Penser une autre Europe
(Propos recueillis par Thierry Durolle)
Georges Feltin-Tracol vient de paraître un nouvel ouvrage, véritable plaidoyer en faveur d’une autre organisation géopolitique européenne, L’Europe, pas le monde. Un appel à la lucidité (Éditions du Lore, 2017, 224 p., 25 euros). Rencontre avec un iconoclaste qui rejette aussi bien le nationalisme que le mondialisme.
L’Europe représente-t-elle vraiment une réponse au mondialisme ?

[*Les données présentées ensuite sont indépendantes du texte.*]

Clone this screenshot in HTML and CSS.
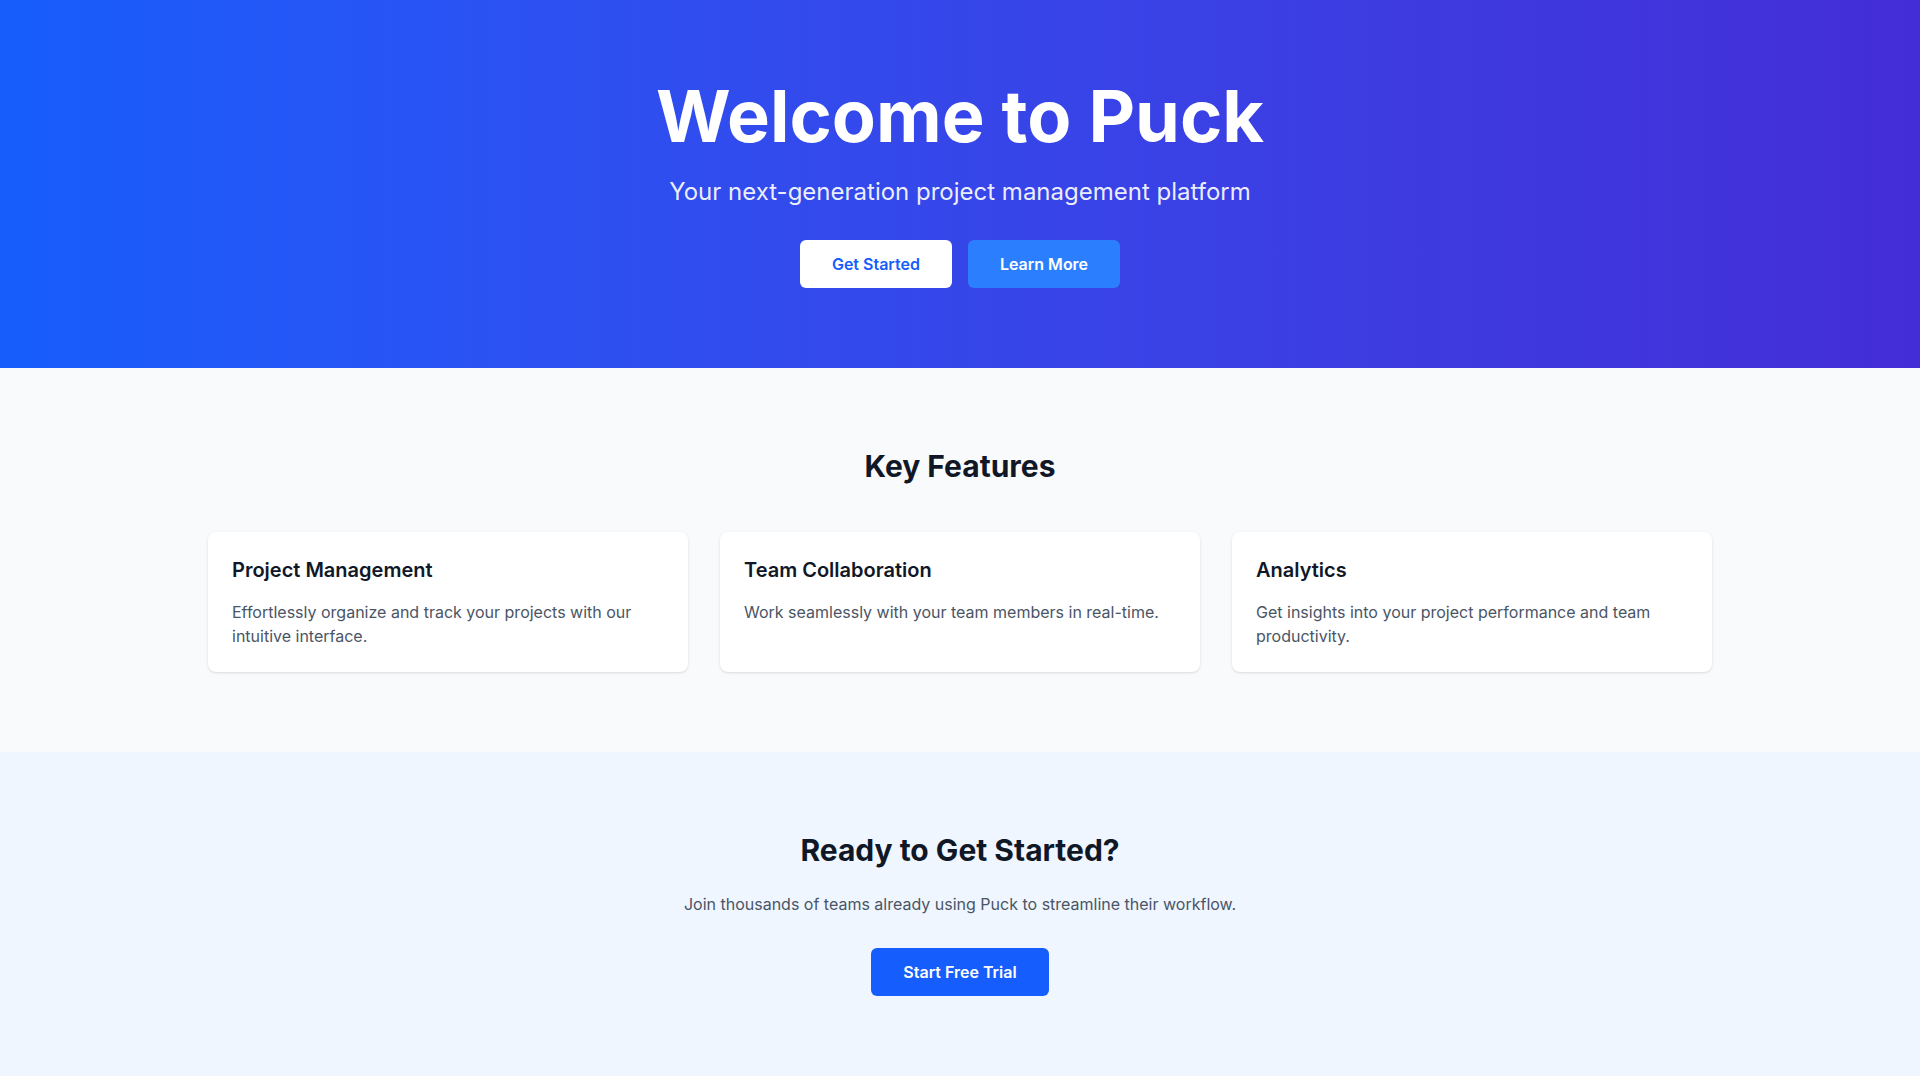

Ses nombreux détracteurs considèrent le projet européen comme l’avant-dernière étape avant l’établissement final d’un État mondial post-historique et franchement utopique. Ils n’ont pas tort. Ils oublient cependant que les origines intellectuelles de ce projet plongent autant dans les cénacles mondialistes que dans des mouvances plus politiquement incorrectes. L’historien Antonin Cohen le démontre fort bien dans son essai De Vichy à la Communauté européenne (PUF, 2012) où on y croise dans le sillage de Jean Monnet l’atlantiste-mondialiste d’anciens partisans de la Révolution nationale…
Quels sont d’après vous les avantages d’un fédéralisme européen ?
Le fédéralisme européen n’est viable que s’il respecte le principe fondamental de la subsidiarité, c’est-à-dire une fédéralisation continentale (Europe) mais aussi une fédéralisation conjointe des régions, des provinces, des professions, des métiers, de la vie quotidienne, etc. Il s’agit de susciter l’émergence d’États à différentes échelles (États régionaux, voire États communaux, États nationaux, État européen supranational).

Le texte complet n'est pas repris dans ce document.